You called me. I rallied support on your behalf, helped find you a lawyer. . It became a very nasty fight. I wrote a column in The Nation reviling Mother Jones, Adam Hochschild and Don Hazen, who was MJ’s publisher at the time. There were abusive exchanges of letters. Needless to say, the column I had just started writing for Mother Jones, was abruptly discontinued. You got a good settlement
I bring this up because every few years you send me a book — as you did not so long ago with Downsize This! —and on the flyleaf you write, “To Alex - You were there when it mattered and when few others were. I will never forget that…” This particular one is dated 8/28/96. Yes, indeed, I was there when it mattered, and this lends a certain strength to my response, and what I would write in my next book if I felt like sending you one, namely “To Michael — Who has never been there when it mattered.” And, I should add, there have been a couple moments recently when a word of support from you would have been pleasant.

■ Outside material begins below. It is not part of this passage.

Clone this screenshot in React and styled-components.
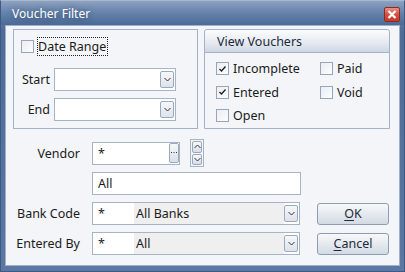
import React from 'react'
import styled, { createGlobalStyle } from 'styled-components'

const Global = createGlobalStyle`
	html, body { margin: 0; padding: 0; background: #ffffff; }
	body { font-family: "Noto Sans", "Open Sans", sans-serif; font-size: 12px; color: #1b1b1b; }
`

const Window = styled.div`
	width: 405px;
	height: 272px;
	box-sizing: border-box;
	display: flex;
	flex-direction: column;
	background: linear-gradient(#8397b6, #4d6c98 30px, #5a78a3);
	border: 1px solid #3e5a82;
	border-top-color: #a7b8cf;
`
const TitleBar = styled.div`
	height: 24px;
	display: flex;
	align-items: center;
	justify-content: space-between;
	padding: 0 4px 0 11px;
	background: linear-gradient(#8ea2c0, #6482ab 50%, #4b6a96);
`
const Title = styled.div`
	color: #ffffff;
	font-size: 12px;
	text-shadow: 0 0 6px rgba(20, 40, 70, 0.6);
	margin-top: 1px;
`
const CloseButton = styled.div`
	width: 16px;
	height: 15px;
	margin-top: 3px;
	box-sizing: border-box;
	border: 1px solid #8a2c22;
	border-radius: 2px;
	background: linear-gradient(#eb8f84, #d4503f 50%, #c23b2c);
	display: flex;
	align-items: center;
	justify-content: center;
`
const Client = styled.div`
	flex: 1;
	margin: 0 4px 5px 4px;
	background: #f3f5f8;
	border: 1px solid #9fb0c7;
	padding: 3px 0 0 7px;
	box-sizing: border-box;
`
const TopRow = styled.div`
	display: grid;
	grid-template-columns: 185px 186px;
	column-gap: 6px;
	height: 100px;
`
const GroupBox = styled.div`
	border: 1px solid #a3b2c8;
	box-sizing: border-box;
	border-radius: ${p => (p.$rounded ? '3px 3px 0 0' : '0')};
	background: #f3f5f8;
`
const DateHeader = styled.div`
	display: flex;
	align-items: center;
	margin: 7px 0 0 7px;
	height: 19px;
`
const FocusLabel = styled.span`
	border: 1px dotted #222;
	margin-left: 3px;
	height: 17px;
	line-height: 17px;
	padding: 0 1px 0 0;
	white-space: nowrap;
	font-size: 12.5px;
`
const FieldRow = styled.div`
	display: flex;
	align-items: center;
	margin-top: ${p => p.$top || 0}px;
`
const SmallLabel = styled.div`
	width: 36px;
	text-align: right;
	padding-right: 4px;
	font-size: 12.5px;
`
const Combo = styled.div`
	width: ${p => p.$w}px;
	height: 23px;
	box-sizing: border-box;
	border: 1px solid #a6b4c8;
	background: #ffffff;
	display: flex;
	align-items: stretch;
`
const ComboCode = styled.div`
	width: 36px;
	padding-left: 5px;
	background: #ffffff;
	display: flex;
	align-items: center;
	font-size: 12.5px;
`
const ComboValue = styled.div`
	flex: 1;
	background: ${p => (p.$grey ? '#efefef' : '#ffffff')};
	display: flex;
	align-items: center;
	padding-left: 2px;
	font-size: 12.5px;
`
const DropButton = styled.div`
	width: 14px;
	height: 17px;
	margin: 2px 1px 2px 0;
	align-self: center;
	box-sizing: border-box;
	border: 1px solid #9aa9bd;
	border-radius: 2px;
	background: linear-gradient(#f6f7f9, #dde3eb);
	display: flex;
	align-items: center;
	justify-content: center;
`
const ViewHeader = styled.div`
	height: 23px;
	box-sizing: border-box;
	border-bottom: 1px solid #a3b2c8;
	background: linear-gradient(#fbfcfd, #e4e9f0 60%, #cdd6e3);
	padding-left: 12px;
	display: flex;
	align-items: center;
	font-size: 12.5px;
	color: #1e2a3a;
	border-radius: 3px 3px 0 0;
`
const CheckGrid = styled.div`
	display: grid;
	grid-template-columns: 104px auto;
	grid-auto-rows: 23.5px;
	padding: 4px 0 0 11px;
`
const CheckItem = styled.label`
	display: flex;
	align-items: center;
	font-size: 12.5px;
	gap: 4px;
`
const Box = styled.span`
	width: 13px;
	height: 13px;
	box-sizing: border-box;
	border: 1px solid #95a5ba;
	background: linear-gradient(135deg, #eaedf2, #fcfdfe);
	display: inline-flex;
	align-items: center;
	justify-content: center;
	flex: none;
`
const Bottom = styled.div`
	display: flex;
	flex-direction: column;
	margin-top: 10px;
`
const Row = styled.div`
	display: flex;
	align-items: center;
	margin-top: ${p => p.$top || 0}px;
`
const FormLabel = styled.div`
	width: 67px;
	text-align: right;
	padding-right: 12px;
	font-size: 12.5px;
	white-space: nowrap;
`
const TextInput = styled.div`
	width: ${p => p.$w}px;
	height: 23px;
	box-sizing: border-box;
	border: 1px solid #a6b4c8;
	background: #ffffff;
	display: flex;
	align-items: center;
	padding-left: 5px;
	font-size: 12.5px;
	margin-left: ${p => p.$indent || 0}px;
`
const Ellipsis = styled.div`
	margin: 0 0 0 auto;
	width: 10px;
	height: 20px;
	box-sizing: border-box;
	border: 1px solid #9aa9bd;
	border-radius: 2px;
	background: linear-gradient(#f6f7f9, #d8dfe8);
	display: flex;
	align-items: center;
	justify-content: center;
`
const Spinner = styled.div`
	margin-left: 10px;
	width: 14px;
	height: 28px;
	box-sizing: border-box;
	border: 1px solid #a6b4c8;
	padding: 1px;
	display: flex;
	flex-direction: column;
	gap: 1px;
`
const SpinButton = styled.div`
	flex: 1;
	border: 1px solid #9aa9bd;
	border-radius: 2px;
	background: linear-gradient(#f6f7f9, #d8dfe8);
	display: flex;
	align-items: center;
	justify-content: center;
`
const PushButton = styled.div`
	margin-left: 17px;
	width: 72px;
	height: 22px;
	box-sizing: border-box;
	border: 1px solid #8d9db4;
	border-radius: 3px;
	background: linear-gradient(#f7f8fa, #e5e9ef 50%, #d3dae4);
	display: flex;
	align-items: center;
	justify-content: center;
	font-size: 12.5px;
	color: #1e2a3a;
	u { text-decoration: underline; text-underline-offset: 2px; }
`

const Chevron = ({ up }) => (
	<svg width="7" height="5" viewBox="0 0 7 5">
		<path d={up ? 'M0.5 4 L3.5 1 L6.5 4' : 'M0.5 1 L3.5 4 L6.5 1'} fill="none" stroke="#333" strokeWidth="1" />
	</svg>
)

const Dots = () => (
	<svg width="6" height="2" viewBox="0 0 6 2">
		<rect x="0" y="0" width="1" height="1" fill="#333" />
		<rect x="2.5" y="0" width="1" height="1" fill="#333" />
		<rect x="5" y="0" width="1" height="1" fill="#333" />
	</svg>
)

const Check = ({ checked }) => (
	<Box>
		{checked && (
			<svg width="9" height="8" viewBox="0 0 9 8">
				<path d="M1.5 4 L3.5 6 L7.5 1.5" fill="none" stroke="#1c1c1c" strokeWidth="1.3" />
			</svg>
		)}
	</Box>
)

const Dropdown = ({ w, code, value }) => (
	<Combo $w={w}>
		{code !== undefined && <ComboCode>{code}</ComboCode>}
		<ComboValue $grey={code !== undefined}>{value}</ComboValue>
		<DropButton><Chevron /></DropButton>
	</Combo>
)

export default function App() {
	return (
		<>
			<Global />
			<Window>
				<TitleBar>
					<Title>Voucher Filter</Title>
					<CloseButton>
						<svg width="10" height="9" viewBox="0 0 10 9">
							<path d="M1.5 1 L8.5 8 M8.5 1 L1.5 8" stroke="#ffffff" strokeWidth="2.2" />
						</svg>
					</CloseButton>
				</TitleBar>
				<Client>
					<TopRow>
						<GroupBox>
							<DateHeader>
								<Check />
								<FocusLabel>Date Range</FocusLabel>
							</DateHeader>
							<FieldRow $top={12}>
								<SmallLabel>Start</SmallLabel>
								<Dropdown w={122} value="" />
							</FieldRow>
							<FieldRow $top={7}>
								<SmallLabel>End</SmallLabel>
								<Dropdown w={122} value="" />
							</FieldRow>
						</GroupBox>
						<GroupBox $rounded>
							<ViewHeader>View Vouchers</ViewHeader>
							<CheckGrid>
								<CheckItem><Check checked />Incomplete</CheckItem>
								<CheckItem><Check />Paid</CheckItem>
								<CheckItem><Check checked />Entered</CheckItem>
								<CheckItem><Check />Void</CheckItem>
								<CheckItem><Check />Open</CheckItem>
							</CheckGrid>
						</GroupBox>
					</TopRow>
					<Bottom>
						<Row>
							<FormLabel>Vendor</FormLabel>
							<TextInput $w={88}>*<Ellipsis><Dots /></Ellipsis></TextInput>
							<Spinner>
								<SpinButton><Chevron up /></SpinButton>
								<SpinButton><Chevron /></SpinButton>
							</Spinner>
						</Row>
						<Row $top={5}>
							<TextInput $w={209} $indent={79}>All</TextInput>
						</Row>
						<Row $top={7}>
							<FormLabel>Bank Code</FormLabel>
							<Dropdown w={208} code="*" value="All Banks" />
							<PushButton><span><u>O</u>K</span></PushButton>
						</Row>
						<Row $top={7}>
							<FormLabel>Entered By</FormLabel>
							<Dropdown w={208} code="*" value="All" />
							<PushButton><span><u>C</u>ancel</span></PushButton>
						</Row>
					</Bottom>
				</Client>
			</Window>
		</>
	)
}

But no. When it comes to Michael Moore and relations with the rest of the world, sympathy travels on a one-way street.
But I nearly forgot! You sympathize with the working class, (although, since you reiterate endlessly that you are a working class boy, you are in fact sympathizing with yourself, which is par for the course.) Before me lies your latest effusion in The Nation, about which Mugger made his recent sharp and entirely appropriate comments. Your column — which I gather was more or less a repeat of your remarks at the Congress on Media and Democracy — is entitled “Is the Left Nuts? (Or Is It Me?).”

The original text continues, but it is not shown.